In the backdrop of falling gas prices, the U.S. based gas giant has been on a spree to divest assets valued at about $11.5 billion, as it is struggling to fund its capital budget amid diminishing cash flows.
The assets which have been put up for sale include – the Mississippi Lime in Oklahoma, the Utica Shale in Ohio and the Permian in West Texas and New Mexico. Among these, the 1.5 million acres of Permian assets are considered to be the most reputed area for oil development in the U.S. The analysts have estimated this land alone to bring in over $6 billion through sale.

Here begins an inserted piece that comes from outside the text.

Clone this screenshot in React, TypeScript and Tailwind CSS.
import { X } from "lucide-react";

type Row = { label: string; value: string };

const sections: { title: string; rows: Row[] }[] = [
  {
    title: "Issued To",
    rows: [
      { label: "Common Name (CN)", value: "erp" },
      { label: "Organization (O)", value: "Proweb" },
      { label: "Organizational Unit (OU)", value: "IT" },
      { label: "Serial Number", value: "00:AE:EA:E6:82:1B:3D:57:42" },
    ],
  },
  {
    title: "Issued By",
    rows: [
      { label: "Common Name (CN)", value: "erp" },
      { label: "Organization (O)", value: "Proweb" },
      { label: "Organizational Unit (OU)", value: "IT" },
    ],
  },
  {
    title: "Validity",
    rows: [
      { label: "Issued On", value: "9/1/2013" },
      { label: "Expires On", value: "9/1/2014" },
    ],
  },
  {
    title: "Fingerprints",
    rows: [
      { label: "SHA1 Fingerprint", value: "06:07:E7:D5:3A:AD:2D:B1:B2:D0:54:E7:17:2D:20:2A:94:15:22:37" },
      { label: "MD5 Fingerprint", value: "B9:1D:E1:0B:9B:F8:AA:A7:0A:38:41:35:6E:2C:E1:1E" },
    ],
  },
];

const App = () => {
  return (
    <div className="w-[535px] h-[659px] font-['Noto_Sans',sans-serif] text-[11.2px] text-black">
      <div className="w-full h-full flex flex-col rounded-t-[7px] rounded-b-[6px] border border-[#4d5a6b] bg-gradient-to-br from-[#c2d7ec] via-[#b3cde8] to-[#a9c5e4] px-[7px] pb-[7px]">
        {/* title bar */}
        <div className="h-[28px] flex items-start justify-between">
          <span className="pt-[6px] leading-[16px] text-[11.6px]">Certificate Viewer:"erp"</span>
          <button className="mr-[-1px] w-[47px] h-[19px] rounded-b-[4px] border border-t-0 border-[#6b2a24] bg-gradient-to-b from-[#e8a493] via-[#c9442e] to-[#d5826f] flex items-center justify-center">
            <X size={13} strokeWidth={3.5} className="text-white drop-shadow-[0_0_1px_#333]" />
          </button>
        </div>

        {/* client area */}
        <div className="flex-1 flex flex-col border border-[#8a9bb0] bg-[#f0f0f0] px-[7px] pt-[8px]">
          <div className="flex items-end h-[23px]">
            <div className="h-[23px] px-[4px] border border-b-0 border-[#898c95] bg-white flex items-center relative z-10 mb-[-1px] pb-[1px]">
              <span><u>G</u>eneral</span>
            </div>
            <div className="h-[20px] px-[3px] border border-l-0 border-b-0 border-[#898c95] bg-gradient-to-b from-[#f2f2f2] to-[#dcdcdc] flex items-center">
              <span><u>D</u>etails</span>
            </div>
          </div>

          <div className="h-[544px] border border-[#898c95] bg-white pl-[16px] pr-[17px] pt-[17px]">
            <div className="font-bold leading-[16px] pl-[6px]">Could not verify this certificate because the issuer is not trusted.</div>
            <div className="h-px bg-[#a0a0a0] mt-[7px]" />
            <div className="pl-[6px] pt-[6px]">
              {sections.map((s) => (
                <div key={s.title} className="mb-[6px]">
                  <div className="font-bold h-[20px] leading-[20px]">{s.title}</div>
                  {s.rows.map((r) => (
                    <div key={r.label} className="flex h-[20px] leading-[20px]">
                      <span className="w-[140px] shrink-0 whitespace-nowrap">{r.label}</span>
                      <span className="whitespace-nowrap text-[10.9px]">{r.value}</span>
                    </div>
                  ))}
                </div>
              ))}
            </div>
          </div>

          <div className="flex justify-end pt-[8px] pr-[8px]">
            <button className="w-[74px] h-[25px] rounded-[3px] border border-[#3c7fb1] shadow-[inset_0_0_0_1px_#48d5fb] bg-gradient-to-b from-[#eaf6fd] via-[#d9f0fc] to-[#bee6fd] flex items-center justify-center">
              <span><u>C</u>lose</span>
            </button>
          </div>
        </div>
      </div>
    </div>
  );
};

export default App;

Earlier in June 2012, Chesapeake had struck an asset sale deal with private equity firm Global Infrastructure Partners related to its pipeline properties for a total consideration of $4 billion in cash. Further, the sale of the Permian acreage will greatly help Chesapeake in reducing its debt burden.
Meanwhile, Sinopec is in pursuit of opportunities to augment its earnings by expanding its upstream segment through mergers and acquisitions. The company is in the process of restructuring to accommodate increased activities worldwide. Sinopec has been slower in entering the U.S. compared to its Chinese rival CNOOC Ltd. (CEO - Analyst Report). Earlier this year, Sinopec inked a $2.5 billion deal with U.S. oil and natural gas company Devon Energy Corporation (DVN - Analyst Report).
Both Chesapeake and Sinopec hold a Zacks #3 Rank, which is equivalent to a Hold rating for a period of one to three months.